**What is required:** Reproduce each line of the material exactly, minus any picture.

**Data lines:**
+++
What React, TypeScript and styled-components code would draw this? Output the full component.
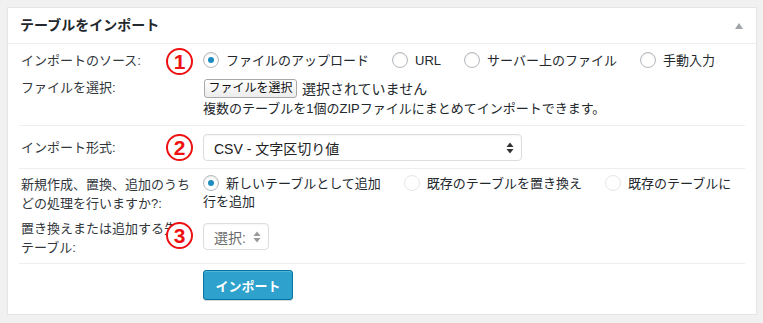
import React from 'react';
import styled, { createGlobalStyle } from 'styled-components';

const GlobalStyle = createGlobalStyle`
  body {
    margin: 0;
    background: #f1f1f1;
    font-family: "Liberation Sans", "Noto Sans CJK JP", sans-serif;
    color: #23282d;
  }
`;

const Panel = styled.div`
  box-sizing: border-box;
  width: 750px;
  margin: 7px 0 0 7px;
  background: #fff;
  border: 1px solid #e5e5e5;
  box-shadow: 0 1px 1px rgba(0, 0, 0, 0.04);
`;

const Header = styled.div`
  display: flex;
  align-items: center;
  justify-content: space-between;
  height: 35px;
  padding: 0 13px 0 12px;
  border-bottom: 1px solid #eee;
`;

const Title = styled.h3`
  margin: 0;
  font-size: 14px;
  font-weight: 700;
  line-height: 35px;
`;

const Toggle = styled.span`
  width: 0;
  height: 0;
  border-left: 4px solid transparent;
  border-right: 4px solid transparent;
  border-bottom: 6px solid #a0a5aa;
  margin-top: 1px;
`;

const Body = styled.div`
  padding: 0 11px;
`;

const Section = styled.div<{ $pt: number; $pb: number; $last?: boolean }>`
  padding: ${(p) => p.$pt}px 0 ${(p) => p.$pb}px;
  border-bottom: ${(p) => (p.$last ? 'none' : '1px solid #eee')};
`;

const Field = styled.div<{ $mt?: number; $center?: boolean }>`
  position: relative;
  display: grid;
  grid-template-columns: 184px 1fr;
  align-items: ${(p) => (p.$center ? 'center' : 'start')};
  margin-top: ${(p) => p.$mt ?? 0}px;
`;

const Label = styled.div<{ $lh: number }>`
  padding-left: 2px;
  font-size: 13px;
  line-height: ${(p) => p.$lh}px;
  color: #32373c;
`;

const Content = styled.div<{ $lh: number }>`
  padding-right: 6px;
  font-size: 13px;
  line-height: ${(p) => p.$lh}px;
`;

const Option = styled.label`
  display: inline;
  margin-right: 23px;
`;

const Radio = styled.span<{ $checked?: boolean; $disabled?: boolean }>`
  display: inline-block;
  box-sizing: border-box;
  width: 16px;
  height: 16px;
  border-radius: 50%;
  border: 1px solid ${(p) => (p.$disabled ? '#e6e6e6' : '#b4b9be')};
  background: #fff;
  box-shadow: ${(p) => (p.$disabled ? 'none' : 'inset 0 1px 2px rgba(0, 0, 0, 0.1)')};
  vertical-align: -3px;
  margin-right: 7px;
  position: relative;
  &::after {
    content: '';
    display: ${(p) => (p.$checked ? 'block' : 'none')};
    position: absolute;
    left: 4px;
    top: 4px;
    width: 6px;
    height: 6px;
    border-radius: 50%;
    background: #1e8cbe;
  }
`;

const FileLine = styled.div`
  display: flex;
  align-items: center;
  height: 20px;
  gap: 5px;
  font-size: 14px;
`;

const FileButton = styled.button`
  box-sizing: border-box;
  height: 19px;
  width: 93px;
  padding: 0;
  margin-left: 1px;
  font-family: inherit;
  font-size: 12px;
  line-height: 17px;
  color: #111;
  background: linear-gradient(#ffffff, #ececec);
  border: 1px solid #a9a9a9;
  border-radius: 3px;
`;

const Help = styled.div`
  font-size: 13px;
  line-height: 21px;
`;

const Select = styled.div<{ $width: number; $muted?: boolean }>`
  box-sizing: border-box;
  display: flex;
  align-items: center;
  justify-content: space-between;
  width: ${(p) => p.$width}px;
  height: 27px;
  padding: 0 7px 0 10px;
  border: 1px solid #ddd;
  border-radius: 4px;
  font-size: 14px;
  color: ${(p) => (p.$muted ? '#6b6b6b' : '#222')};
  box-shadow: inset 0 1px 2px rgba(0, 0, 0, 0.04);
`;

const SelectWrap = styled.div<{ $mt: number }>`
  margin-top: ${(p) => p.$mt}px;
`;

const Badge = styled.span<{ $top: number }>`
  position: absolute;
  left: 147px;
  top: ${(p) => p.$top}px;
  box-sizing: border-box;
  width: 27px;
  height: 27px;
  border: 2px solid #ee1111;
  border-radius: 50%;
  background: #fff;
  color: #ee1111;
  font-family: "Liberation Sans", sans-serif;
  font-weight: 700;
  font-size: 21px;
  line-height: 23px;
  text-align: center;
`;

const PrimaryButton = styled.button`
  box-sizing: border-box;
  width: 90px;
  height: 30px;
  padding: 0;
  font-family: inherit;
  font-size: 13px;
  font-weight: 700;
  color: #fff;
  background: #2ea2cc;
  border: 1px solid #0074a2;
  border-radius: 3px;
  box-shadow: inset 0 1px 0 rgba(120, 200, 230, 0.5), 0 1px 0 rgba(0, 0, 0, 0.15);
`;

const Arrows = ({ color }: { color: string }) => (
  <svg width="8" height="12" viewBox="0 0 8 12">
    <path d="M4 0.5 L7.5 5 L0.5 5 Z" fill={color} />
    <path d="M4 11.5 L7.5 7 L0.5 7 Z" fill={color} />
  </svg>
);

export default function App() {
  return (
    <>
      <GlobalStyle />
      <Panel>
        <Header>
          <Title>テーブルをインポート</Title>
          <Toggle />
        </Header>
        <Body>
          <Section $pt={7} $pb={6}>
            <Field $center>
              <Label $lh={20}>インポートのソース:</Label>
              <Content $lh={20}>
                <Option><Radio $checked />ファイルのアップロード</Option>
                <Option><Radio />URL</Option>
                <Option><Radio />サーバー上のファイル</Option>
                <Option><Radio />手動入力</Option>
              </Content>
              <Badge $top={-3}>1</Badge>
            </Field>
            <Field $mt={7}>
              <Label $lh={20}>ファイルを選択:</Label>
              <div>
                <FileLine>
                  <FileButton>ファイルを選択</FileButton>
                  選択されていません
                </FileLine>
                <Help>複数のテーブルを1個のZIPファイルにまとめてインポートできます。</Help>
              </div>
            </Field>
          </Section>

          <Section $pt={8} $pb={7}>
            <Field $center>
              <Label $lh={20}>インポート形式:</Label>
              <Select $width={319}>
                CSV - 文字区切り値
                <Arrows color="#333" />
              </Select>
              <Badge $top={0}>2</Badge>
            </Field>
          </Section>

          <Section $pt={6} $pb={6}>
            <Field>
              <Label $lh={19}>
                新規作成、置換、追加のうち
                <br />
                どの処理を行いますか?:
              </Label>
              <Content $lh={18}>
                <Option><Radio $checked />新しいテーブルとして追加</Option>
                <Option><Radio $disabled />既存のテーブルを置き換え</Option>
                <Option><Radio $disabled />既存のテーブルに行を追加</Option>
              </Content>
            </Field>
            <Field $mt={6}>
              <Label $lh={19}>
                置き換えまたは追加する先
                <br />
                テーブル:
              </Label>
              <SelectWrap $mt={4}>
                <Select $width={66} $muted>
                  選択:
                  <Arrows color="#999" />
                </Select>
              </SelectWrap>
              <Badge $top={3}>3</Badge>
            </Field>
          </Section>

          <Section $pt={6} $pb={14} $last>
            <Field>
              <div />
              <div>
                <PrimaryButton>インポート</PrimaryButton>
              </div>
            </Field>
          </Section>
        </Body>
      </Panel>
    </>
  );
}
+++
**Response:**
What React, TypeScript and styled-components code would draw this? Output the full component.
import React from 'react';
import styled, { createGlobalStyle } from 'styled-components';

const GlobalStyle = createGlobalStyle`
  body {
    margin: 0;
    background: #f1f1f1;
    font-family: "Liberation Sans", "Noto Sans CJK JP", sans-serif;
    color: #23282d;
  }
`;

const Panel = styled.div`
  box-sizing: border-box;
  width: 750px;
  margin: 7px 0 0 7px;
  background: #fff;
  border: 1px solid #e5e5e5;
  box-shadow: 0 1px 1px rgba(0, 0, 0, 0.04);
`;

const Header = styled.div`
  display: flex;
  align-items: center;
  justify-content: space-between;
  height: 35px;
  padding: 0 13px 0 12px;
  border-bottom: 1px solid #eee;
`;

const Title = styled.h3`
  margin: 0;
  font-size: 14px;
  font-weight: 700;
  line-height: 35px;
`;

const Toggle = styled.span`
  width: 0;
  height: 0;
  border-left: 4px solid transparent;
  border-right: 4px solid transparent;
  border-bottom: 6px solid #a0a5aa;
  margin-top: 1px;
`;

const Body = styled.div`
  padding: 0 11px;
`;

const Section = styled.div<{ $pt: number; $pb: number; $last?: boolean }>`
  padding: ${(p) => p.$pt}px 0 ${(p) => p.$pb}px;
  border-bottom: ${(p) => (p.$last ? 'none' : '1px solid #eee')};
`;

const Field = styled.div<{ $mt?: number; $center?: boolean }>`
  position: relative;
  display: grid;
  grid-template-columns: 184px 1fr;
  align-items: ${(p) => (p.$center ? 'center' : 'start')};
  margin-top: ${(p) => p.$mt ?? 0}px;
`;

const Label = styled.div<{ $lh: number }>`
  padding-left: 2px;
  font-size: 13px;
  line-height: ${(p) => p.$lh}px;
  color: #32373c;
`;

const Content = styled.div<{ $lh: number }>`
  padding-right: 6px;
  font-size: 13px;
  line-height: ${(p) => p.$lh}px;
`;

const Option = styled.label`
  display: inline;
  margin-right: 23px;
`;

const Radio = styled.span<{ $checked?: boolean; $disabled?: boolean }>`
  display: inline-block;
  box-sizing: border-box;
  width: 16px;
  height: 16px;
  border-radius: 50%;
  border: 1px solid ${(p) => (p.$disabled ? '#e6e6e6' : '#b4b9be')};
  background: #fff;
  box-shadow: ${(p) => (p.$disabled ? 'none' : 'inset 0 1px 2px rgba(0, 0, 0, 0.1)')};
  vertical-align: -3px;
  margin-right: 7px;
  position: relative;
  &::after {
    content: '';
    display: ${(p) => (p.$checked ? 'block' : 'none')};
    position: absolute;
    left: 4px;
    top: 4px;
    width: 6px;
    height: 6px;
    border-radius: 50%;
    background: #1e8cbe;
  }
`;

const FileLine = styled.div`
  display: flex;
  align-items: center;
  height: 20px;
  gap: 5px;
  font-size: 14px;
`;

const FileButton = styled.button`
  box-sizing: border-box;
  height: 19px;
  width: 93px;
  padding: 0;
  margin-left: 1px;
  font-family: inherit;
  font-size: 12px;
  line-height: 17px;
  color: #111;
  background: linear-gradient(#ffffff, #ececec);
  border: 1px solid #a9a9a9;
  border-radius: 3px;
`;

const Help = styled.div`
  font-size: 13px;
  line-height: 21px;
`;

const Select = styled.div<{ $width: number; $muted?: boolean }>`
  box-sizing: border-box;
  display: flex;
  align-items: center;
  justify-content: space-between;
  width: ${(p) => p.$width}px;
  height: 27px;
  padding: 0 7px 0 10px;
  border: 1px solid #ddd;
  border-radius: 4px;
  font-size: 14px;
  color: ${(p) => (p.$muted ? '#6b6b6b' : '#222')};
  box-shadow: inset 0 1px 2px rgba(0, 0, 0, 0.04);
`;

const SelectWrap = styled.div<{ $mt: number }>`
  margin-top: ${(p) => p.$mt}px;
`;

const Badge = styled.span<{ $top: number }>`
  position: absolute;
  left: 147px;
  top: ${(p) => p.$top}px;
  box-sizing: border-box;
  width: 27px;
  height: 27px;
  border: 2px solid #ee1111;
  border-radius: 50%;
  background: #fff;
  color: #ee1111;
  font-family: "Liberation Sans", sans-serif;
  font-weight: 700;
  font-size: 21px;
  line-height: 23px;
  text-align: center;
`;

const PrimaryButton = styled.button`
  box-sizing: border-box;
  width: 90px;
  height: 30px;
  padding: 0;
  font-family: inherit;
  font-size: 13px;
  font-weight: 700;
  color: #fff;
  background: #2ea2cc;
  border: 1px solid #0074a2;
  border-radius: 3px;
  box-shadow: inset 0 1px 0 rgba(120, 200, 230, 0.5), 0 1px 0 rgba(0, 0, 0, 0.15);
`;

const Arrows = ({ color }: { color: string }) => (
  <svg width="8" height="12" viewBox="0 0 8 12">
    <path d="M4 0.5 L7.5 5 L0.5 5 Z" fill={color} />
    <path d="M4 11.5 L7.5 7 L0.5 7 Z" fill={color} />
  </svg>
);

export default function App() {
  return (
    <>
      <GlobalStyle />
      <Panel>
        <Header>
          <Title>テーブルをインポート</Title>
          <Toggle />
        </Header>
        <Body>
          <Section $pt={7} $pb={6}>
            <Field $center>
              <Label $lh={20}>インポートのソース:</Label>
              <Content $lh={20}>
                <Option><Radio $checked />ファイルのアップロード</Option>
                <Option><Radio />URL</Option>
                <Option><Radio />サーバー上のファイル</Option>
                <Option><Radio />手動入力</Option>
              </Content>
              <Badge $top={-3}>1</Badge>
            </Field>
            <Field $mt={7}>
              <Label $lh={20}>ファイルを選択:</Label>
              <div>
                <FileLine>
                  <FileButton>ファイルを選択</FileButton>
                  選択されていません
                </FileLine>
                <Help>複数のテーブルを1個のZIPファイルにまとめてインポートできます。</Help>
              </div>
            </Field>
          </Section>

          <Section $pt={8} $pb={7}>
            <Field $center>
              <Label $lh={20}>インポート形式:</Label>
              <Select $width={319}>
                CSV - 文字区切り値
                <Arrows color="#333" />
              </Select>
              <Badge $top={0}>2</Badge>
            </Field>
          </Section>

          <Section $pt={6} $pb={6}>
            <Field>
              <Label $lh={19}>
                新規作成、置換、追加のうち
                <br />
                どの処理を行いますか?:
              </Label>
              <Content $lh={18}>
                <Option><Radio $checked />新しいテーブルとして追加</Option>
                <Option><Radio $disabled />既存のテーブルを置き換え</Option>
                <Option><Radio $disabled />既存のテーブルに行を追加</Option>
              </Content>
            </Field>
            <Field $mt={6}>
              <Label $lh={19}>
                置き換えまたは追加する先
                <br />
                テーブル:
              </Label>
              <SelectWrap $mt={4}>
                <Select $width={66} $muted>
                  選択:
                  <Arrows color="#999" />
                </Select>
              </SelectWrap>
              <Badge $top={3}>3</Badge>
            </Field>
          </Section>

          <Section $pt={6} $pb={14} $last>
            <Field>
              <div />
              <div>
                <PrimaryButton>インポート</PrimaryButton>
              </div>
            </Field>
          </Section>
        </Body>
      </Panel>
    </>
  );
}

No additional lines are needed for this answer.